Even with social awareness growing, asexuality is still not widely recognised as valid despite around 1-2% of the current UK population identifying as asexual. Strides have been made, from 1972 when the Asexual Manifesto by Lisa Orlando was published, to the Asexual Visibility and Education Network (AVEN) being founded, to the ‘Ace in the UK’ report. Still, prejudice towards asexual people remains.

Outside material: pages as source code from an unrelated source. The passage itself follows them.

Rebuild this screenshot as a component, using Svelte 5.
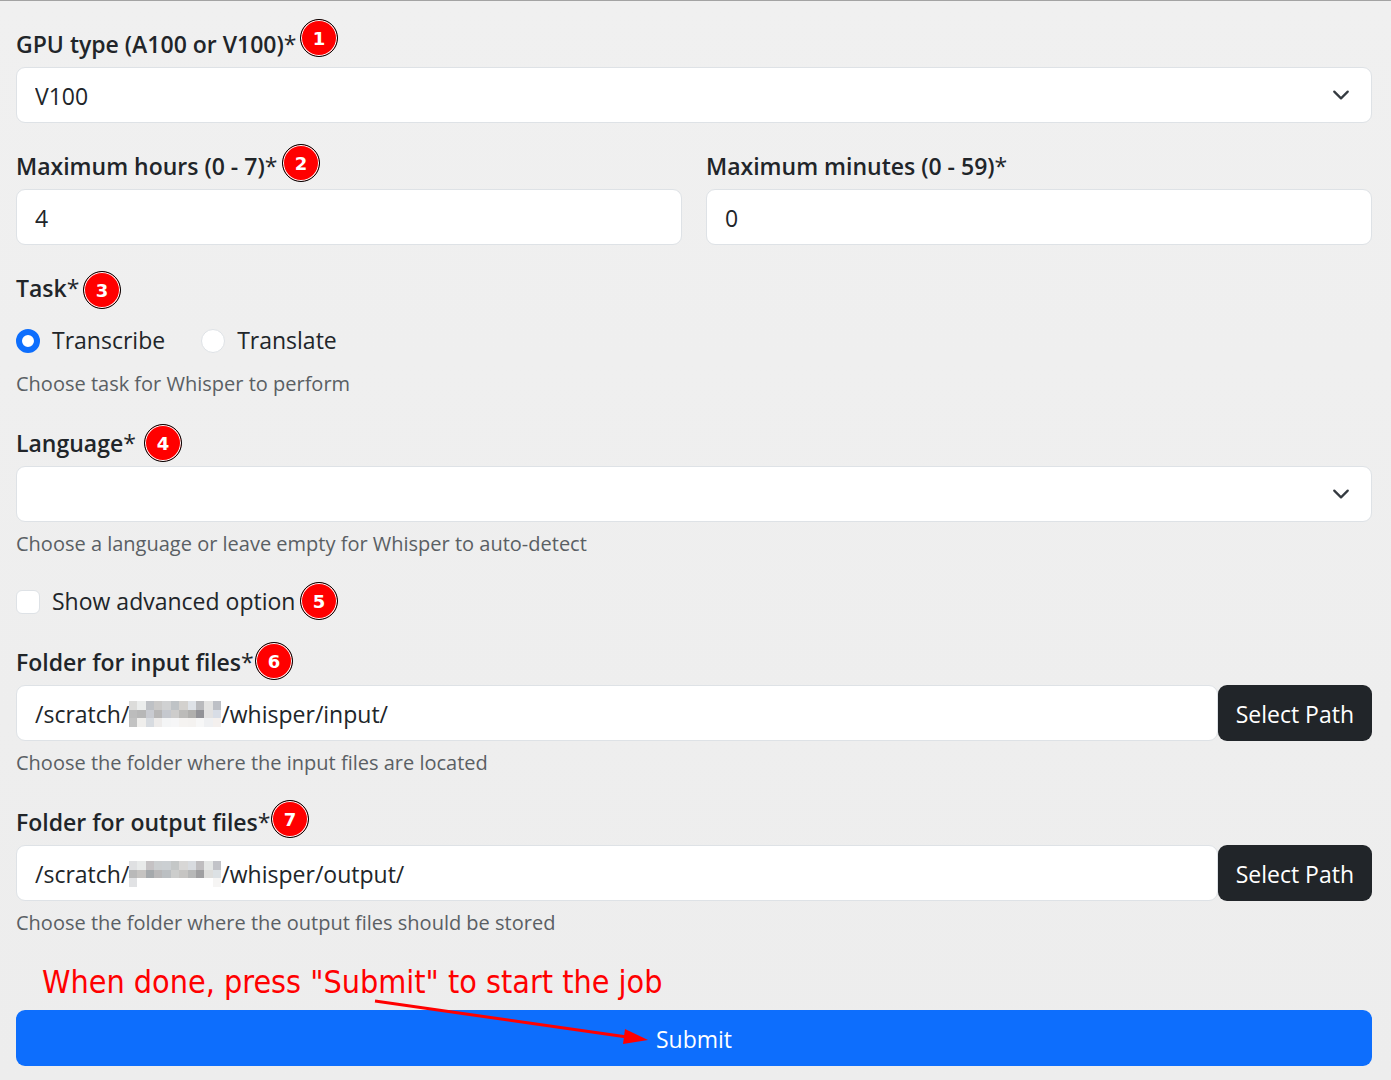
<script lang="ts">
    let gpu = 'V100';
    let hours = '4';
    let minutes = '0';
    let task = 'transcribe';
    let language = '';
    let advanced = false;

    // The user name in each path is masked by rows of grey cells
    let folders = [
        {
            id: 'input',
            label: 'Folder for input files',
            path: '/whisper/input/',
            help: 'Choose the folder where the input files are located',
            mask: [
                ['#dcdcda', '#ebedec', '#bec1c5', '#cac9c8', '#d0d1d2', '#bfc3c6', '#d3d1ce', '#dee2e7', '#b9babd', '#e3e3e2', '#bdc0c6'],
                ['#bcbcbc', '#b7b7b7', '#c9cbd1', '#b8b7b7', '#c5c8ce', '#cdcccb', '#bcbbb9', '#b0afad', '#929297', '#e2e1e1', '#d8dde6'],
                ['#c2c2c2', '#efeeec', '#d7dbe0', '#edebea', '#f4f5f6', '#f6f6f7', '#f5f3f1', '#f4f2f0', '#f7f7f7', '#eff0f2', '#f4f0ee'],
            ],
        },
        {
            id: 'output',
            label: 'Folder for output files',
            path: '/whisper/output/',
            help: 'Choose the folder where the output files should be stored',
            mask: [
                ['#dfe0e2', '#e8eaea', '#c5c2c4', '#cbced0', '#cbcfd2', '#c4c7c7', '#d8d7d6', '#d8dbdf', '#bfbdbf', '#e4e6e5', '#c2c3c8'],
                ['#b9b9b9', '#c5c3c1', '#a5a9ac', '#b9b8b9', '#bbbfc2', '#cccdcc', '#c6c5c3', '#b7b8b8', '#9f9fa1', '#dededc', '#dce1e4'],
                ['#e1e2e4', '#ffffff', '#ffffff', '#ffffff', '#ffffff', '#ffffff', '#ffffff', '#ffffff', '#ffffff', '#ffffff', '#f6f5f4'],
            ],
        },
    ];

    let pins = [
        { n: 1, x: 319, y: 38 },
        { n: 2, x: 301, y: 163 },
        { n: 3, x: 102, y: 290 },
        { n: 4, x: 163, y: 443 },
        { n: 5, x: 319, y: 601 },
        { n: 6, x: 274, y: 661 },
        { n: 7, x: 290, y: 819 },
    ];
</script>

<div class="page">
    <form on:submit|preventDefault>
        <div class="group">
            <label class="title" for="gpu">GPU type (A100 or V100)<span>*</span></label>
            <div class="select-wrap">
                <select id="gpu" class="control" bind:value={gpu}>
                    <option>A100</option>
                    <option>V100</option>
                </select>
                <svg class="chevron" viewBox="0 0 16 16" aria-hidden="true"><path d="m2 5 6 6 6-6" /></svg>
            </div>
        </div>

        <div class="row">
            <div class="group">
                <label class="title" for="hours">Maximum hours (0 - 7)<span>*</span></label>
                <input id="hours" class="control" type="text" bind:value={hours} />
            </div>
            <div class="group">
                <label class="title" for="minutes">Maximum minutes (0 - 59)<span>*</span></label>
                <input id="minutes" class="control" type="text" bind:value={minutes} />
            </div>
        </div>

        <fieldset class="group">
            <legend class="title">Task<span>*</span></legend>
            <div class="checks">
                <label class="check"><input type="radio" name="task" value="transcribe" bind:group={task} />Transcribe</label>
                <label class="check"><input type="radio" name="task" value="translate" bind:group={task} />Translate</label>
            </div>
            <p class="help">Choose task for Whisper to perform</p>
        </fieldset>

        <div class="group">
            <label class="title" for="language">Language<span>*</span></label>
            <div class="select-wrap">
                <select id="language" class="control" bind:value={language}>
                    <option value=""></option>
                </select>
                <svg class="chevron" viewBox="0 0 16 16" aria-hidden="true"><path d="m2 5 6 6 6-6" /></svg>
            </div>
            <p class="help">Choose a language or leave empty for Whisper to auto-detect</p>
        </div>

        <div class="group">
            <label class="check"><input type="checkbox" bind:checked={advanced} />Show advanced option</label>
        </div>

        {#each folders as folder}
            <div class="group">
                <label class="title" for={folder.id}>{folder.label}<span>*</span></label>
                <div class="path-row">
                    <div class="control path">
                        <span>/scratch/</span>
                        <svg class="mask" viewBox="0 0 11 3" preserveAspectRatio="none" shape-rendering="crispEdges" aria-hidden="true">
                            {#each folder.mask as cells, y}
                                {#each cells as fill, x}
                                    <rect {x} {y} width="1" height="1" {fill} />
                                {/each}
                            {/each}
                        </svg>
                        <input id={folder.id} type="text" bind:value={folder.path} />
                    </div>
                    <button type="button" class="select-path">Select Path</button>
                </div>
                <p class="help">{folder.help}</p>
            </div>
        {/each}

        <p class="note">When done, press "Submit" to start the job</p>
        <button type="submit" class="submit">Submit</button>
    </form>

    {#each pins as pin}
        <span class="pin" style="left: {pin.x}px; top: {pin.y}px;">{pin.n}</span>
    {/each}
    <svg class="arrow" viewBox="0 0 280 48" aria-hidden="true">
        <path d="M3 3 255 39" stroke="#f00" stroke-width="3" />
        <path d="M253 31 276 42 251 46z" fill="#f00" />
    </svg>
</div>

<style>
    :global(body) {
        background: #ededed;
    }
    .page {
        position: relative;
        border-top: 1px solid #a3a3a3;
        padding: 24px 19px 14px 16px;
        background: linear-gradient(#f0f0f0, #ededed);
        color: #212529;
        font-family: "Segoe UI", "Open Sans", "Noto Sans", sans-serif;
        font-size: 23px;
        line-height: 36px;
    }
    form {
        display: flex;
        flex-direction: column;
    }
    .group {
        flex: 1;
        min-width: 0;
        margin: 0 0 24px;
        padding: 0;
        border: none;
    }
    .row {
        display: flex;
        gap: 24px;
    }
    .title {
        display: block;
        margin-bottom: 4px;
        padding: 0;
        font-weight: 600;
        line-height: 38px;
    }
    .title span {
        font-weight: 400;
    }
    .control {
        display: block;
        box-sizing: border-box;
        width: 100%;
        height: 56px;
        padding: 2px 18px 0;
        border: 1px solid #dee2e6;
        border-radius: 9px;
        background: #fff;
        color: inherit;
        font: inherit;
        appearance: none;
    }
    .select-wrap {
        position: relative;
    }
    .chevron {
        position: absolute;
        right: 22px;
        top: 19px;
        width: 18px;
        height: 18px;
        fill: none;
        stroke: #343a40;
        stroke-width: 2;
        stroke-linecap: round;
        stroke-linejoin: round;
        pointer-events: none;
    }
    .checks {
        display: flex;
        gap: 36px;
        margin-top: 12px;
        margin-bottom: 10px;
    }
    .check {
        display: flex;
        align-items: center;
        gap: 12px;
        width: fit-content;
        line-height: 35px;
    }
    .check input {
        flex: none;
        appearance: none;
        width: 24px;
        height: 24px;
        margin: 0;
        border: 1px solid #dee2e6;
        border-radius: 6px;
        background: #fff;
    }
    .check input[type="radio"] {
        border-radius: 50%;
    }
    .check input[type="radio"]:checked {
        border: 6px solid #0d6efd;
    }
    .check input[type="checkbox"]:checked {
        background: #0d6efd;
    }
    .help {
        margin: 6px 0 0;
        color: #5a5f64;
        font-size: 20px;
        line-height: 32px;
    }
    .path-row {
        display: flex;
    }
    .path {
        display: flex;
        align-items: center;
        flex: 1;
        min-width: 0;
    }
    .path input {
        flex: 1;
        min-width: 0;
        padding: 0;
        border: none;
        outline: none;
        background: none;
        color: inherit;
        font: inherit;
    }
    .mask {
        flex: none;
        width: 92px;
        height: 26px;
    }
    button {
        height: 56px;
        border: none;
        border-radius: 9px;
        color: #fff;
        font: inherit;
        cursor: pointer;
    }
    .select-path {
        flex: none;
        padding: 2px 18px 0;
        background: #212529;
    }
    .submit {
        width: 100%;
        padding: 2px 0 0;
        background: #0d6efd;
    }
    .note {
        margin: 0 26px 9px;
        color: #f00;
        font-family: Tahoma, "DejaVu Sans Condensed", "DejaVu Sans", sans-serif;
        font-size: 32px;
        line-height: 38px;
    }
    .pin {
        position: absolute;
        box-sizing: border-box;
        width: 38px;
        height: 38px;
        margin: -20px 0 0 -19px;
        border: 1px solid #000;
        border-radius: 50%;
        background: #f00;
        box-shadow: inset 0 0 0 1px #fff;
        color: #fff;
        font: bold 18px/37px "DejaVu Sans", sans-serif;
        text-align: center;
    }
    .arrow {
        position: absolute;
        left: 372px;
        bottom: 34px;
        width: 280px;
        height: 48px;
        fill: none;
        pointer-events: none;
    }
</style>
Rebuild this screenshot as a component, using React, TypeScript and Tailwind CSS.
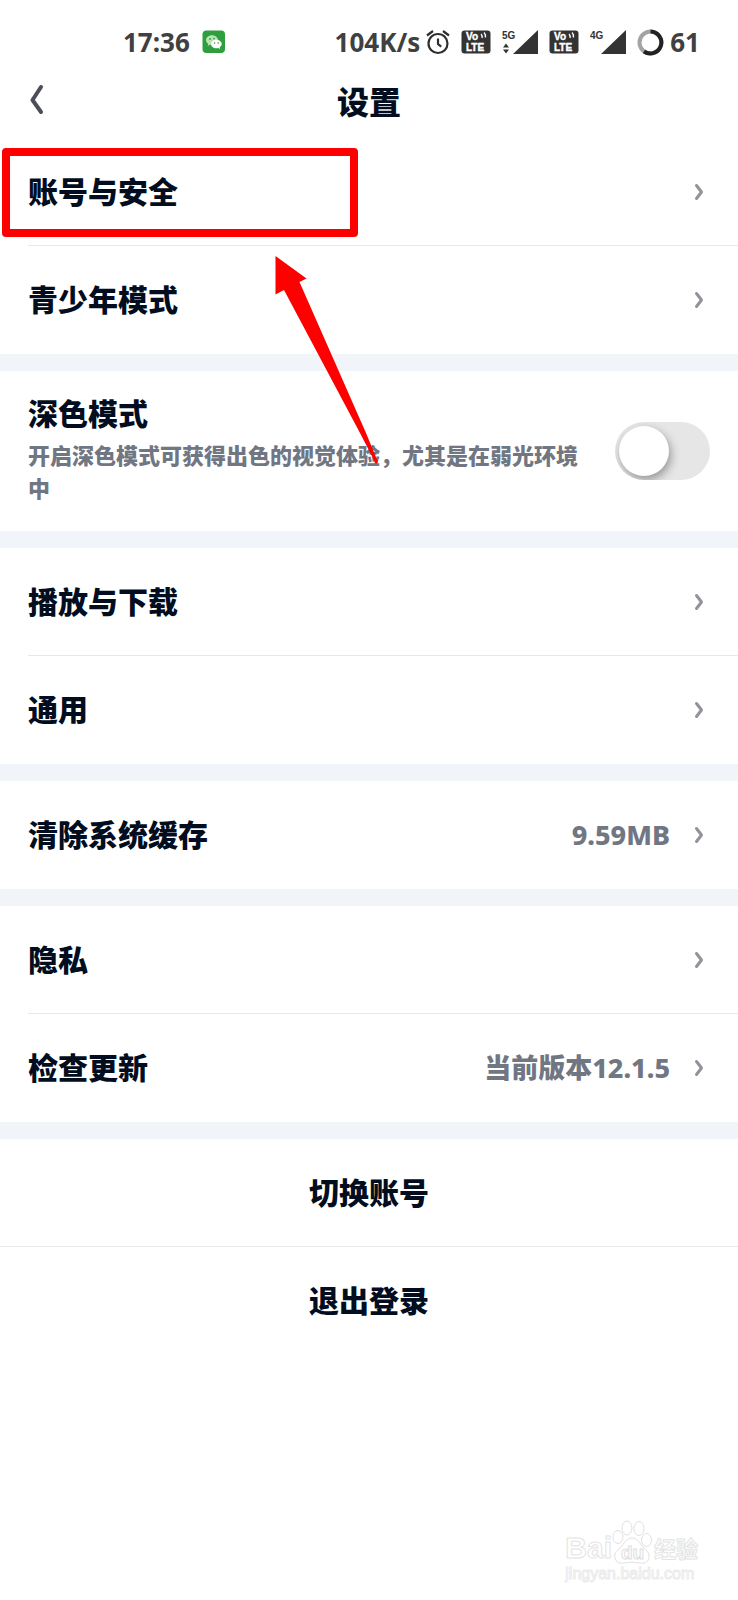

Asexuality, Disability and Sexual Trauma
Society often conflates asexuality with ill health and trauma. Similarly, disabled people are presumed to have an asexual identity when many disabled people would not identify with one: desexualised because of assumptions of disabled people not having the agency to be sexual beings. It is understandable, then, that asexuality and disability liberation movements have sought for asexuality to be understood as an inherent sexual orientation devoid of attachments to disability and trauma. It has been necessary to embrace asexuality as a legitimate identity.
There does not have to be an identifiable reason for asexuality. Most of the time, there never really is. Asexual people do not have to ‘wait for the right person’. We are not ‘confused’. In trying to find roots to my asexuality, I have dismissed the core truth of it. I’m just not, and have never been, especially interested in or dependent on sex. It feels healing to embrace who I am and what I love and don’t love.
It would also be dismissive for me to say that my asexuality isn’t connected to my disabled identity or trauma. My chronic illnesses and trauma, together with my asexuality, are part of my lived, embodied experience. I am realising that this inability to definitively separate the different facets of my identity doesn’t invalidate my asexuality. It’s important for our understanding to embrace all experiences, including experiences that may have some roots in disability or trauma. Perhaps if, as Anna Kurowicka suggests, we begin to see all these lived experiences – illness, disability, trauma – as parts of life instead of through the lens of tragedy, we can more readily accept the stories of asexuality that intersect with them.
If I could speak to my teenage self, I would want her to know that it’s okay to want what she wants. It’s okay to dream of romance without any tangible connection to sex. I would want her to know that intimacy can exist in infinite ways, and there are tools to find it in ways that don’t sacrifice our own comfort. I’m still figuring out my relationship with my faraway land. Maybe I will always be perpetually discovering. It’s a small kind of miracle to embrace the parts of our identity that have long felt unknowable, unreachable – always far away and yet, in its own time, moving ever closer.